▶ **EXERCISE AIM**: Which lines contain the word "index"? Return each of them as written.

▶ **EXTRACTED INFORMATION**:
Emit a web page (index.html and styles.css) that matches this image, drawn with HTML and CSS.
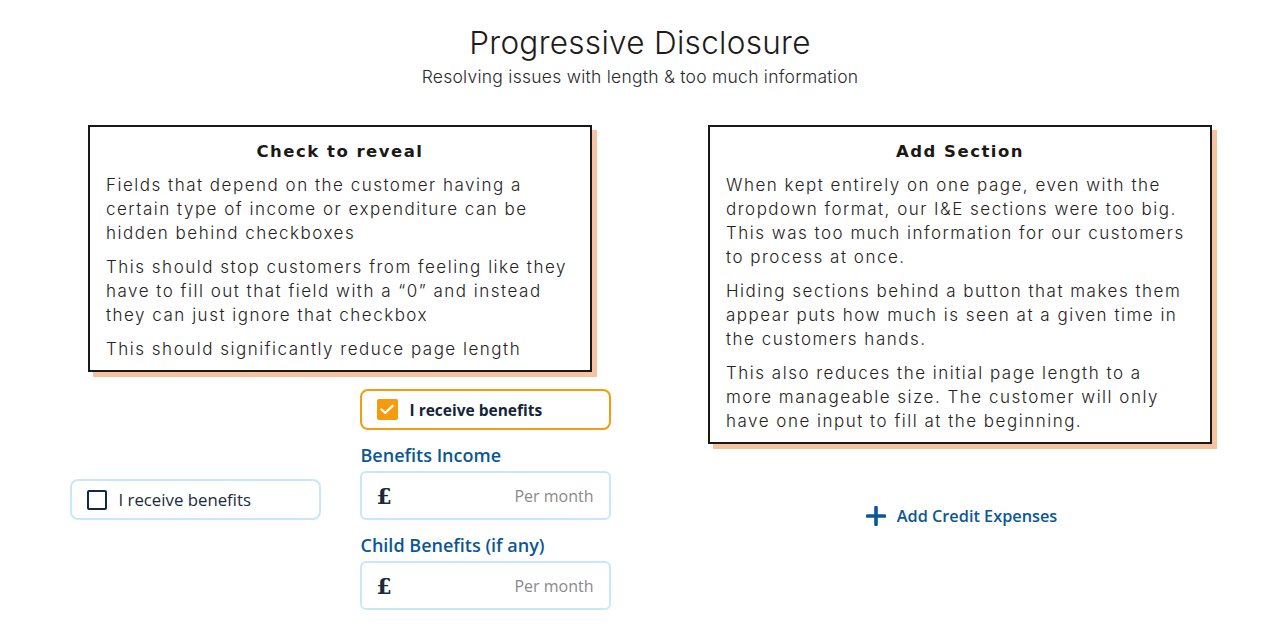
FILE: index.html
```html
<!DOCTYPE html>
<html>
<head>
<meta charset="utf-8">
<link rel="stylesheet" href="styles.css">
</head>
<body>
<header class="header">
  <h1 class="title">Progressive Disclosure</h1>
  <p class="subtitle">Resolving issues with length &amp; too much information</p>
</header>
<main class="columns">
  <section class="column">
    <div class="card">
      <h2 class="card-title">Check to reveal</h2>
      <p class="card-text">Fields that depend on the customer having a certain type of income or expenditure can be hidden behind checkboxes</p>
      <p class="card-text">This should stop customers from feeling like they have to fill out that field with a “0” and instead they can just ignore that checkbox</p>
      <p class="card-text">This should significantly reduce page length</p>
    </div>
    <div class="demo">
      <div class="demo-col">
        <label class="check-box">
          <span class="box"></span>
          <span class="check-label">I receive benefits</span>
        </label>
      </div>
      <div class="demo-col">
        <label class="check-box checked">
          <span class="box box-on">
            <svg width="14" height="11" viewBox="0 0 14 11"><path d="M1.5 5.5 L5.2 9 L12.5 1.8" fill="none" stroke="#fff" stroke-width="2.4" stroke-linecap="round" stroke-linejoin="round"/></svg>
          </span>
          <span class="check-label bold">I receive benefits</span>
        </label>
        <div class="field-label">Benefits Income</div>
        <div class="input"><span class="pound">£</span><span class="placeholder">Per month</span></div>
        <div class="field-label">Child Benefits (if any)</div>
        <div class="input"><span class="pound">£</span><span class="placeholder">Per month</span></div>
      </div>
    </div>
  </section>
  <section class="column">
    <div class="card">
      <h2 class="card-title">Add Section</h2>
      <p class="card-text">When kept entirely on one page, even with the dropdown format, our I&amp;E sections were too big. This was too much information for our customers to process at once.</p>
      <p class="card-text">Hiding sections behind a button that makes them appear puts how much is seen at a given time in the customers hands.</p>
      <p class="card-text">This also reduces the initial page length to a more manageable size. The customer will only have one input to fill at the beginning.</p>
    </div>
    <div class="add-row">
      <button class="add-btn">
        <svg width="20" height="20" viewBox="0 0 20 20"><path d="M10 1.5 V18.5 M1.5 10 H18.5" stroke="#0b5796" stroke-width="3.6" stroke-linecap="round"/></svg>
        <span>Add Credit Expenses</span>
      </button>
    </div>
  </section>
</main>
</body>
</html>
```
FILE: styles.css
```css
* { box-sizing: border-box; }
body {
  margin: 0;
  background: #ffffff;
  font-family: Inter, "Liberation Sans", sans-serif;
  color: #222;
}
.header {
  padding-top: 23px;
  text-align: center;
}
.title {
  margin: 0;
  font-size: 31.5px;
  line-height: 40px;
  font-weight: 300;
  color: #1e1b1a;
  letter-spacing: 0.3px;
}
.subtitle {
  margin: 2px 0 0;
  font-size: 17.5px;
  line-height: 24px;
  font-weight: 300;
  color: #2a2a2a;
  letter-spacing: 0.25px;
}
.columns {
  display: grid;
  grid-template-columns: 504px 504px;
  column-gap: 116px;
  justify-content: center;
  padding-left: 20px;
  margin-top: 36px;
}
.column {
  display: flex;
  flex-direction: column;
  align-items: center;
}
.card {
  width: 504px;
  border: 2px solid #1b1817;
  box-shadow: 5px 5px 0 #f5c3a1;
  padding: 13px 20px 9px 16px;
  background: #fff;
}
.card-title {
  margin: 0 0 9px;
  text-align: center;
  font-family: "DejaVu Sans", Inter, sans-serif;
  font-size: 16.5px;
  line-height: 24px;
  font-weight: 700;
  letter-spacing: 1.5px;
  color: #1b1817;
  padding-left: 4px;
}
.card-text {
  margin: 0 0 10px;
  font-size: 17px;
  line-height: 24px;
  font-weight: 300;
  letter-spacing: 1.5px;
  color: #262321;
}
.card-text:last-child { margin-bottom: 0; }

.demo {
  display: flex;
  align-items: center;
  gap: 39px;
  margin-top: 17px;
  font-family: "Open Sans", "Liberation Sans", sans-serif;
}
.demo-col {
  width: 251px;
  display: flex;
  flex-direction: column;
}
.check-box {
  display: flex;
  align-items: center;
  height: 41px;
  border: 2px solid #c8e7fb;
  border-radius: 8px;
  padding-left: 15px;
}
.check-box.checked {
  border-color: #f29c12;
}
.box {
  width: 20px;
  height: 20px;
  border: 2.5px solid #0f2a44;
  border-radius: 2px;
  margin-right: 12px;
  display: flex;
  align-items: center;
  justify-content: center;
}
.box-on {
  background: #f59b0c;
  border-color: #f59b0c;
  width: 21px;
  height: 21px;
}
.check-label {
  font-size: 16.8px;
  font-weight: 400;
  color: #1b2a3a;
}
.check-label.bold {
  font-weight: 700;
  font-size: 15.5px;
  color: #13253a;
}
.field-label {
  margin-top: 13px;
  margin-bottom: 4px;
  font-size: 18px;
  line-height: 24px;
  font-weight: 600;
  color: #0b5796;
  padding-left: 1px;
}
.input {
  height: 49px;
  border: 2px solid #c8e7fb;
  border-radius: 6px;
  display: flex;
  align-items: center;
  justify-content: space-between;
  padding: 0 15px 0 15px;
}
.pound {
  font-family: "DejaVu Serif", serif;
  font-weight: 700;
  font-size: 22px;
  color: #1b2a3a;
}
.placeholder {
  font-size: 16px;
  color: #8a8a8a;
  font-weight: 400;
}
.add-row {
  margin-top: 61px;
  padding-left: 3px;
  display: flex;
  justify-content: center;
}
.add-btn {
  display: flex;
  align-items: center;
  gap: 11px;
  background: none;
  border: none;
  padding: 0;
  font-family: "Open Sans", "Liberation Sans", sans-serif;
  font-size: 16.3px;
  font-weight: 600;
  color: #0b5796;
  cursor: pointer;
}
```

...

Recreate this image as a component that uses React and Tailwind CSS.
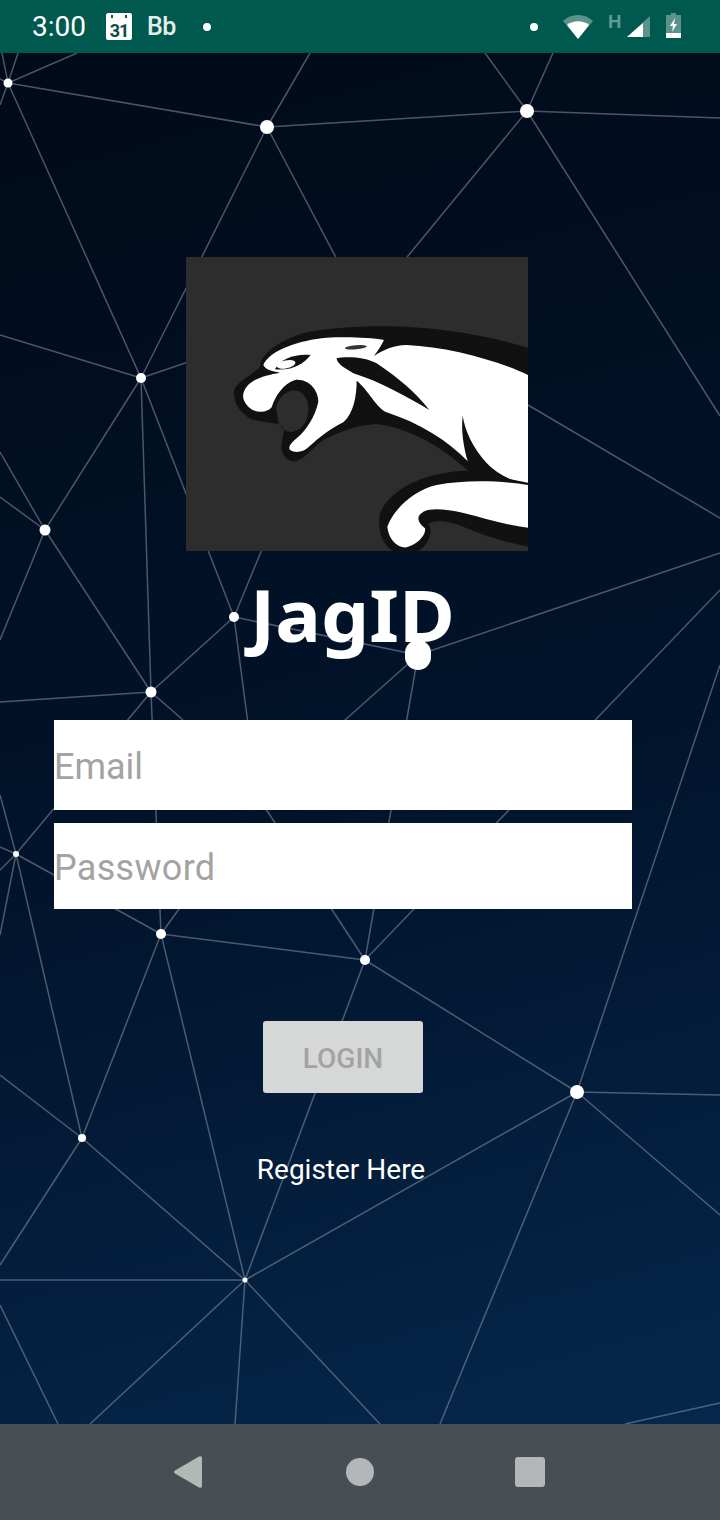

▶ **ANSWER TO THIS EXERCISE**:
Emit a web page (index.html and styles.css) that matches this image, drawn with HTML and CSS.
FILE: index.html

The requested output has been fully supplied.